— start of INFORMATION SHOWN —

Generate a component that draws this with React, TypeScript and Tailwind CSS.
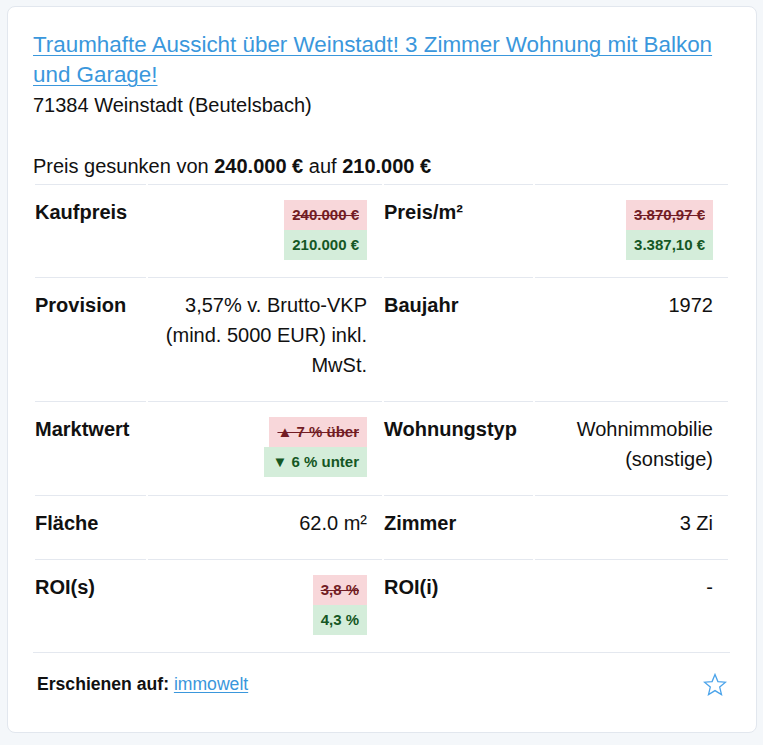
import React from 'react';

type Change = { old: string; now: string };

function PriceChange({ old, now }: Change) {
  return (
    <div className="flex flex-col items-end">
      <span className="bg-[#f8d7da] text-[#721c24] line-through px-2 h-[30px] leading-[30px] text-[15px] font-bold whitespace-nowrap">
        {old}
      </span>
      <span className="bg-[#d4edda] text-[#155724] px-2 h-[30px] leading-[30px] text-[15px] font-bold whitespace-nowrap">
        {now}
      </span>
    </div>
  );
}

const label = 'font-bold text-left align-top pt-[12px] pb-[19px] pr-[15px] border-t border-[#e4e8ef]';
const value = 'text-right align-top pt-[12px] pb-[19px] pr-[15px] border-t border-[#e4e8ef]';
const boxCell = 'text-right align-top pt-[15px] pb-[15px] pr-[15px] border-t border-[#e4e8ef]';

export default function App() {
  return (
    <div className="min-h-[745px] bg-[#f4f7fa] pt-[6px] pl-[7px] font-['Liberation_Sans',Arial,sans-serif] text-[#111]">
      <div className="w-[750px] rounded-lg border border-[#e2e7ee] bg-white pt-[23px] pl-[25px] pr-[26px] pb-[34px]">
        <a href="#" className="block text-[22.4px] leading-[30px] text-[#3a97dc] underline underline-offset-[3px] decoration-1">
          Traumhafte Aussicht über Weinstadt! 3 Zimmer Wohnung mit Balkon und Garage!
        </a>
        <p className="text-[20px] leading-[30px]">71384 Weinstadt (Beutelsbach)</p>

        <p className="mt-[31px] text-[20px] leading-[30px]">
          Preis gesunken von <b>240.000 €</b> auf <b>210.000 €</b>
        </p>

        <table className="mt-[1px] w-[697px] table-fixed border-separate border-spacing-[2px] text-[20px] leading-[30px]">
          <colgroup>
            <col className="w-[111px]" />
            <col className="w-[234px]" />
            <col className="w-[149px]" />
            <col className="w-[193px]" />
          </colgroup>
          <tbody>
            <tr>
              <td className={label}>Kaufpreis</td>
              <td className={boxCell}>
                <PriceChange old="240.000 €" now="210.000 €" />
              </td>
              <td className={label}>Preis/m²</td>
              <td className={boxCell}>
                <PriceChange old="3.870,97 €" now="3.387,10 €" />
              </td>
            </tr>
            <tr>
              <td className={label}>Provision</td>
              <td className={value}>3,57% v. Brutto-VKP (mind. 5000 EUR) inkl. MwSt.</td>
              <td className={label}>Baujahr</td>
              <td className={value}>1972</td>
            </tr>
            <tr>
              <td className={label}>Marktwert</td>
              <td className={boxCell}>
                <PriceChange old="▲ 7 % über" now="▼ 6 % unter" />
              </td>
              <td className={label}>Wohnungstyp</td>
              <td className={value}>Wohnimmobilie (sonstige)</td>
            </tr>
            <tr>
              <td className={label}>Fläche</td>
              <td className={value}>62.0 m²</td>
              <td className={label}>Zimmer</td>
              <td className={value}>3 Zi</td>
            </tr>
            <tr>
              <td className={label}>ROI(s)</td>
              <td className={boxCell}>
                <PriceChange old="3,8 %" now="4,3 %" />
              </td>
              <td className={label}>ROI(i)</td>
              <td className={value}>-</td>
            </tr>
          </tbody>
        </table>

        <div className="flex items-center justify-between border-t border-[#e4e8ef] pt-[18px] pl-[4px] pr-[3px]">
          <p className="text-[17.6px] leading-[27px]">
            <b>Erschienen auf:</b>{' '}
            <a href="#" className="text-[#3a97dc] underline underline-offset-2">immowelt</a>
          </p>
          <svg width="24" height="24" viewBox="0 0 24 24" className="mt-[1px]">
            <polygon
              points="12,1.5 14.9,8.6 22.5,9.2 16.7,14.1 18.5,21.6 12,17.6 5.5,21.6 7.3,14.1 1.5,9.2 9.1,8.6"
              fill="none"
              stroke="#4aa3ea"
              strokeWidth="1.3"
              strokeLinejoin="miter"
            />
          </svg>
        </div>
      </div>
    </div>
  );
}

— end of INFORMATION SHOWN —

- WRITTEN TASK
Omit the pictures, and quote the material above exactly as given.

- ANSWER TO THE TASK
Generate a component that draws this with React, TypeScript and Tailwind CSS.
import React from 'react';

type Change = { old: string; now: string };

function PriceChange({ old, now }: Change) {
  return (
    <div className="flex flex-col items-end">
      <span className="bg-[#f8d7da] text-[#721c24] line-through px-2 h-[30px] leading-[30px] text-[15px] font-bold whitespace-nowrap">
        {old}
      </span>
      <span className="bg-[#d4edda] text-[#155724] px-2 h-[30px] leading-[30px] text-[15px] font-bold whitespace-nowrap">
        {now}
      </span>
    </div>
  );
}

const label = 'font-bold text-left align-top pt-[12px] pb-[19px] pr-[15px] border-t border-[#e4e8ef]';
const value = 'text-right align-top pt-[12px] pb-[19px] pr-[15px] border-t border-[#e4e8ef]';
const boxCell = 'text-right align-top pt-[15px] pb-[15px] pr-[15px] border-t border-[#e4e8ef]';

export default function App() {
  return (
    <div className="min-h-[745px] bg-[#f4f7fa] pt-[6px] pl-[7px] font-['Liberation_Sans',Arial,sans-serif] text-[#111]">
      <div className="w-[750px] rounded-lg border border-[#e2e7ee] bg-white pt-[23px] pl-[25px] pr-[26px] pb-[34px]">
        <a href="#" className="block text-[22.4px] leading-[30px] text-[#3a97dc] underline underline-offset-[3px] decoration-1">
          Traumhafte Aussicht über Weinstadt! 3 Zimmer Wohnung mit Balkon und Garage!
        </a>
        <p className="text-[20px] leading-[30px]">71384 Weinstadt (Beutelsbach)</p>

        <p className="mt-[31px] text-[20px] leading-[30px]">
          Preis gesunken von <b>240.000 €</b> auf <b>210.000 €</b>
        </p>

        <table className="mt-[1px] w-[697px] table-fixed border-separate border-spacing-[2px] text-[20px] leading-[30px]">
          <colgroup>
            <col className="w-[111px]" />
            <col className="w-[234px]" />
            <col className="w-[149px]" />
            <col className="w-[193px]" />
          </colgroup>
          <tbody>
            <tr>
              <td className={label}>Kaufpreis</td>
              <td className={boxCell}>
                <PriceChange old="240.000 €" now="210.000 €" />
              </td>
              <td className={label}>Preis/m²</td>
              <td className={boxCell}>
                <PriceChange old="3.870,97 €" now="3.387,10 €" />
              </td>
            </tr>
            <tr>
              <td className={label}>Provision</td>
              <td className={value}>3,57% v. Brutto-VKP (mind. 5000 EUR) inkl. MwSt.</td>
              <td className={label}>Baujahr</td>
              <td className={value}>1972</td>
            </tr>
            <tr>
              <td className={label}>Marktwert</td>
              <td className={boxCell}>
                <PriceChange old="▲ 7 % über" now="▼ 6 % unter" />
              </td>
              <td className={label}>Wohnungstyp</td>
              <td className={value}>Wohnimmobilie (sonstige)</td>
            </tr>
            <tr>
              <td className={label}>Fläche</td>
              <td className={value}>62.0 m²</td>
              <td className={label}>Zimmer</td>
              <td className={value}>3 Zi</td>
            </tr>
            <tr>
              <td className={label}>ROI(s)</td>
              <td className={boxCell}>
                <PriceChange old="3,8 %" now="4,3 %" />
              </td>
              <td className={label}>ROI(i)</td>
              <td className={value}>-</td>
            </tr>
          </tbody>
        </table>

        <div className="flex items-center justify-between border-t border-[#e4e8ef] pt-[18px] pl-[4px] pr-[3px]">
          <p className="text-[17.6px] leading-[27px]">
            <b>Erschienen auf:</b>{' '}
            <a href="#" className="text-[#3a97dc] underline underline-offset-2">immowelt</a>
          </p>
          <svg width="24" height="24" viewBox="0 0 24 24" className="mt-[1px]">
            <polygon
              points="12,1.5 14.9,8.6 22.5,9.2 16.7,14.1 18.5,21.6 12,17.6 5.5,21.6 7.3,14.1 1.5,9.2 9.1,8.6"
              fill="none"
              stroke="#4aa3ea"
              strokeWidth="1.3"
              strokeLinejoin="miter"
            />
          </svg>
        </div>
      </div>
    </div>
  );
}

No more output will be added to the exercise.